* **Work to complete**:
Give every line back verbatim, dropping all images.

* **Data lines**:
****

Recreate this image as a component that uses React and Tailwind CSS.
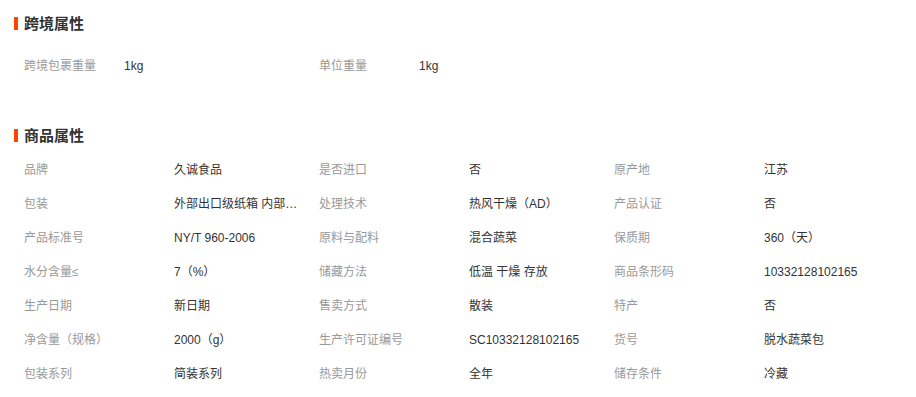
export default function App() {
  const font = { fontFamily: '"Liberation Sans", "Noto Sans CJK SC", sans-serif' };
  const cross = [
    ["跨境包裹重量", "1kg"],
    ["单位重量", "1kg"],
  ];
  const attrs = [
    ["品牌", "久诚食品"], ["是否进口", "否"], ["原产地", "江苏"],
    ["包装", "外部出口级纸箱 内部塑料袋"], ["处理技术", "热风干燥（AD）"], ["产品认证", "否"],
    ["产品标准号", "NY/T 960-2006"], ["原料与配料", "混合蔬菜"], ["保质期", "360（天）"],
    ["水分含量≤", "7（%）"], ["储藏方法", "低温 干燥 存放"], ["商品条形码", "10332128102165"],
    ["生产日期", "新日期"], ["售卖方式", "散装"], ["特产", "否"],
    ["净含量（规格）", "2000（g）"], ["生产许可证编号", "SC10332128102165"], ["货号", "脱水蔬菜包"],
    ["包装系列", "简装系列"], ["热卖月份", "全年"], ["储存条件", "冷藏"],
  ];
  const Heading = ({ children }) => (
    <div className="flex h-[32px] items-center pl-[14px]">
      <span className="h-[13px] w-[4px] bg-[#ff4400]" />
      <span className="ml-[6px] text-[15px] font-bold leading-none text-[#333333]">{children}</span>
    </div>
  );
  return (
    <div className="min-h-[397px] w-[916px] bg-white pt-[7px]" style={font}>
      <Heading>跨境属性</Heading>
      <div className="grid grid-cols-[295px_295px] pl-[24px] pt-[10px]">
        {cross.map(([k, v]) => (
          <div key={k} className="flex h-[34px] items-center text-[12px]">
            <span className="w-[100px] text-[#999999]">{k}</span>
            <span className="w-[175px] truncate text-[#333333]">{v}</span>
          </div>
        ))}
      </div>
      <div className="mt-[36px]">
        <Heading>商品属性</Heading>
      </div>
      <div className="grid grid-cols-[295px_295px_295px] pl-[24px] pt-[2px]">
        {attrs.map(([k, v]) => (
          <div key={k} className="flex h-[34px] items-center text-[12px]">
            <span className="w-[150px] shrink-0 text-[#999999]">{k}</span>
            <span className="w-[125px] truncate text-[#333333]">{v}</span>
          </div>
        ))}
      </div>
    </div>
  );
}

****

* **Result of the exercise**:
Recreate this image as a component that uses React and Tailwind CSS.
export default function App() {
  const font = { fontFamily: '"Liberation Sans", "Noto Sans CJK SC", sans-serif' };
  const cross = [
    ["跨境包裹重量", "1kg"],
    ["单位重量", "1kg"],
  ];
  const attrs = [
    ["品牌", "久诚食品"], ["是否进口", "否"], ["原产地", "江苏"],
    ["包装", "外部出口级纸箱 内部塑料袋"], ["处理技术", "热风干燥（AD）"], ["产品认证", "否"],
    ["产品标准号", "NY/T 960-2006"], ["原料与配料", "混合蔬菜"], ["保质期", "360（天）"],
    ["水分含量≤", "7（%）"], ["储藏方法", "低温 干燥 存放"], ["商品条形码", "10332128102165"],
    ["生产日期", "新日期"], ["售卖方式", "散装"], ["特产", "否"],
    ["净含量（规格）", "2000（g）"], ["生产许可证编号", "SC10332128102165"], ["货号", "脱水蔬菜包"],
    ["包装系列", "简装系列"], ["热卖月份", "全年"], ["储存条件", "冷藏"],
  ];
  const Heading = ({ children }) => (
    <div className="flex h-[32px] items-center pl-[14px]">
      <span className="h-[13px] w-[4px] bg-[#ff4400]" />
      <span className="ml-[6px] text-[15px] font-bold leading-none text-[#333333]">{children}</span>
    </div>
  );
  return (
    <div className="min-h-[397px] w-[916px] bg-white pt-[7px]" style={font}>
      <Heading>跨境属性</Heading>
      <div className="grid grid-cols-[295px_295px] pl-[24px] pt-[10px]">
        {cross.map(([k, v]) => (
          <div key={k} className="flex h-[34px] items-center text-[12px]">
            <span className="w-[100px] text-[#999999]">{k}</span>
            <span className="w-[175px] truncate text-[#333333]">{v}</span>
          </div>
        ))}
      </div>
      <div className="mt-[36px]">
        <Heading>商品属性</Heading>
      </div>
      <div className="grid grid-cols-[295px_295px_295px] pl-[24px] pt-[2px]">
        {attrs.map(([k, v]) => (
          <div key={k} className="flex h-[34px] items-center text-[12px]">
            <span className="w-[150px] shrink-0 text-[#999999]">{k}</span>
            <span className="w-[125px] truncate text-[#333333]">{v}</span>
          </div>
        ))}
      </div>
    </div>
  );
}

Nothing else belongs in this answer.